Because my trips back to DC are for only a few days at most, I prefer to use public transportation instead of spending money on a rental car. But judging from the way people treat each other public transportation could be considered a punishment that’s not worth the convenience.

It starts with the mad rush to board an arriving bus or train. People who are waiting to board don’t have enough courtesy to get out of the way of passengers trying to exit first. Then when the entrance is clear everyone acts like circus clowns bum rushing the doorway all at once. I don’t get involved in the cattle call. Instead I wait until almost everyone else has had a chance to board.

On a recent visit I waited to board a bus to the airport with about thirty other people when everyone started pushing their way through the entrance. One young lady who looked to be around twenty years-old stepped ahead to board the bus and took the last available seat leaving four people including myself to stand. The fact that I didn’t get a seat wasn’t a problem for me, especially since I was about to sit for three hours on a plane. And just as I had posted up for the express bus ride to BWI airport the young woman spoke up.

“Do you want my seat? I feel bad that you have to stand.”

“No, I’m fine. You go ahead and sit,” I said.

Did I look old and tired enough to be offered a seat? I thought to myself, not realizing until later this was the same person who boarded in front of me.

Seconds later she spoke again.

“I would feel horrible if you had to stand,” the young lady said as she rose to her feet.

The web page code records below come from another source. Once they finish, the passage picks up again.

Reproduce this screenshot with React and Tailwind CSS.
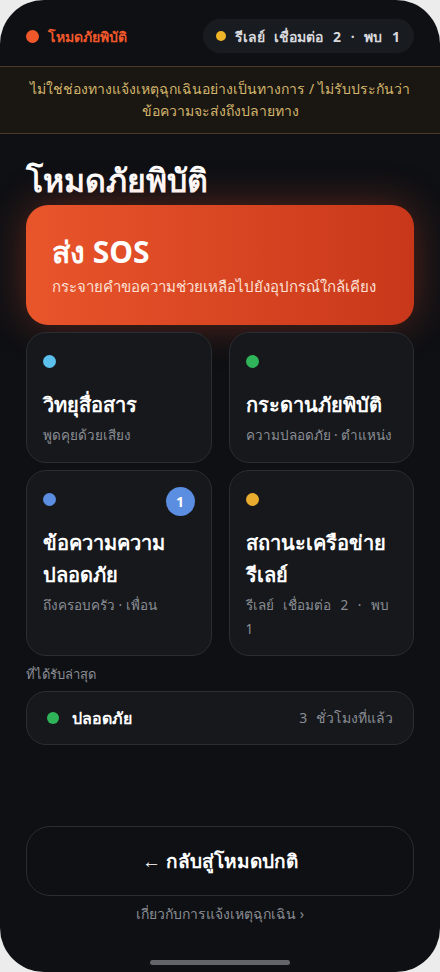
import React from 'react';

const tiles = [
  { dot: 'bg-[#5bc0eb]', title: 'วิทยุสื่อสาร', sub: 'พูดคุยด้วยเสียง' },
  { dot: 'bg-[#2fb45a]', title: 'กระดานภัยพิบัติ', sub: 'ความปลอดภัย · ตำแหน่ง' },
  { dot: 'bg-[#5b8de0]', title: 'ข้อความความปลอดภัย', sub: 'ถึงครอบครัว · เพื่อน', badge: 1 },
  { dot: 'bg-[#e9ac2f]', title: 'สถานะเครือข่ายรีเลย์', sub: 'รีเลย์ เชื่อมต่อ 2 · พบ 1', wide: true },
];

function App() {
  return (
    <div className="min-h-screen bg-[#ececec] font-['Noto_Sans',sans-serif]">
      <div className="w-[440px] h-[972px] bg-[#0e1014] rounded-[44px] overflow-hidden flex flex-col">
        {/* status row */}
        <div className="flex items-center justify-between px-[26px] pt-[19px]">
          <div className="flex items-center gap-[9px]">
            <span className="w-[13px] h-[13px] rounded-full bg-[#f0572a]" />
            <span className="text-[14px] font-bold text-[#f0572a]">โหมดภัยพิบัติ</span>
          </div>
          <div className="flex items-center gap-[9px] h-[34px] pl-[13px] pr-[14px] rounded-full bg-[#181b20]">
            <span className="w-[10px] h-[10px] rounded-full bg-[#f0b429]" />
            <span className="text-[14px] font-bold text-[#d8d9dc] [word-spacing:6px]">รีเลย์ เชื่อมต่อ 2 · พบ 1</span>
          </div>
        </div>

        {/* warning banner */}
        <div className="mt-[13px] h-[68px] flex items-center justify-center border-y border-[#4a3b24] bg-[#1a1712] px-4">
          <p className="text-center text-[14px] leading-[22px] text-[#d4b56c]">
            ไม่ใช่ช่องทางแจ้งเหตุฉุกเฉินอย่างเป็นทางการ / ไม่รับประกันว่า<br />ข้อความจะส่งถึงปลายทาง
          </p>
        </div>

        <div className="px-[26px] flex flex-col flex-1">
          <h1 className="mt-[26px] text-[32px] leading-[40px] font-bold text-white">โหมดภัยพิบัติ</h1>

          {/* SOS */}
          <button className="mt-[5px] h-[120px] rounded-[22px] bg-gradient-to-r from-[#e9552b] to-[#c8371a] shadow-[0_0_40px_rgba(232,80,40,0.35)] text-left px-[26px] flex flex-col justify-center">
            <span className="text-[30px] leading-[38px] font-bold text-white">ส่ง SOS</span>
            <span className="mt-[4px] text-[15px] text-[#fde1d6]">กระจายคำขอความช่วยเหลือไปยังอุปกรณ์ใกล้เคียง</span>
          </button>

          {/* tiles */}
          <div className="mt-[7px] grid grid-cols-2 gap-x-[17px] gap-y-[7px]">
            {tiles.map((t, i) => (
              <div
                key={t.title}
                className={`relative rounded-[20px] bg-[#16181c] border border-[#2a2d33] px-[16px] pt-[22px] ${i < 2 ? 'h-[131px]' : 'h-[186px]'}`}
              >
                <span className={`block w-[13px] h-[13px] rounded-full ${t.dot}`} />
                {t.badge && (
                  <span className="absolute top-[16px] right-[16px] w-[29px] h-[29px] rounded-full bg-[#5b8de0] text-white text-[14px] font-bold flex items-center justify-center">
                    {t.badge}
                  </span>
                )}
                <div className="mt-[21px] text-[20px] leading-[32px] font-bold text-white">{t.title}</div>
                <div className={`mt-[2px] text-[13.5px] leading-[24px] text-[#8a8d93] ${t.wide ? '[word-spacing:6px]' : ''}`}>{t.sub}</div>
              </div>
            ))}
          </div>

          <div className="mt-[9px] text-[13px] text-[#8a8d93]">ที่ได้รับล่าสุด</div>
          <div className="mt-[6px] h-[54px] rounded-[20px] bg-[#16181c] border border-[#2a2d33] flex items-center px-[20px]">
            <span className="w-[12px] h-[12px] rounded-full bg-[#2fb45a]" />
            <span className="ml-[13px] text-[16px] font-bold text-white">ปลอดภัย</span>
            <span className="ml-auto text-[14px] text-[#8a8d93] [word-spacing:5px]">3 ชั่วโมงที่แล้ว</span>
          </div>

          <div className="mt-auto" />
          <button className="h-[70px] rounded-[24px] border border-[#2a2d33] bg-[#0e1014] text-[19px] font-bold text-white">
            ← กลับสู่โหมดปกติ
          </button>
          <div className="mt-[7px] text-center text-[14px] text-[#8a8d93]">เกี่ยวกับการแจ้งเหตุฉุกเฉิน ›</div>
          <div className="mt-[36px] mb-[7px] mx-auto w-[140px] h-[5px] rounded-full bg-[#626469]" />
        </div>
      </div>
    </div>
  );
}

export default App;
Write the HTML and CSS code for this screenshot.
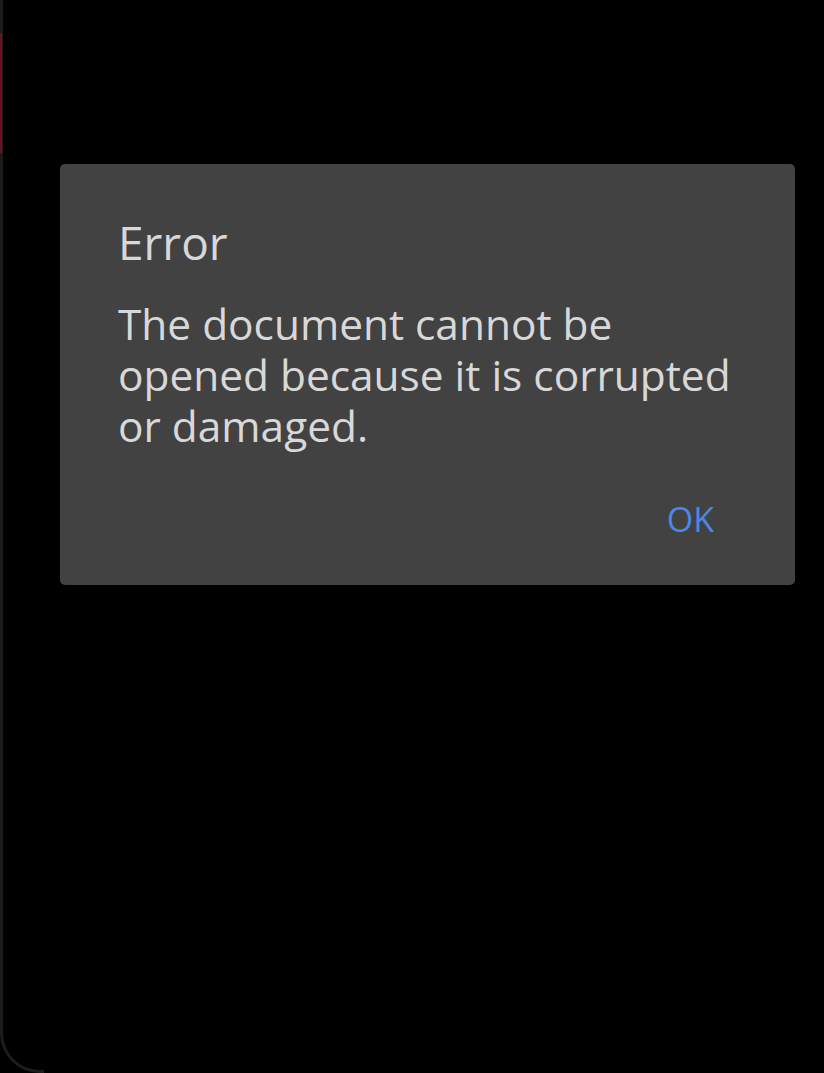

“What’s worse is the men on the bus don’t have a problem with me standing up while they sit, but you’re willing to give up your seat.”

I had blurted it out before I could contain it to my thoughts. As I sat down for the twenty minute ride I made passing eye contact with some of the men who didn’t give up their seats. They all looked to be of varying ages and racial backgrounds. And some wore military uniforms.

Maybe they had had a long day and needed to sit more than me. After all, they fought their way onto the bus for a reason. Under the right circumstances they might have felt the need to stand in my place. But that day was not the day.

I rode the rest of the way and vowed to myself (this was not something I wanted to blurt out. If they were ok with sitting while I stood they might be ok with cursing me out!) that if I ever have children I will teach them the common courtesies that have become the exception rather than the norm, especially in the Washington, D.C. metro area.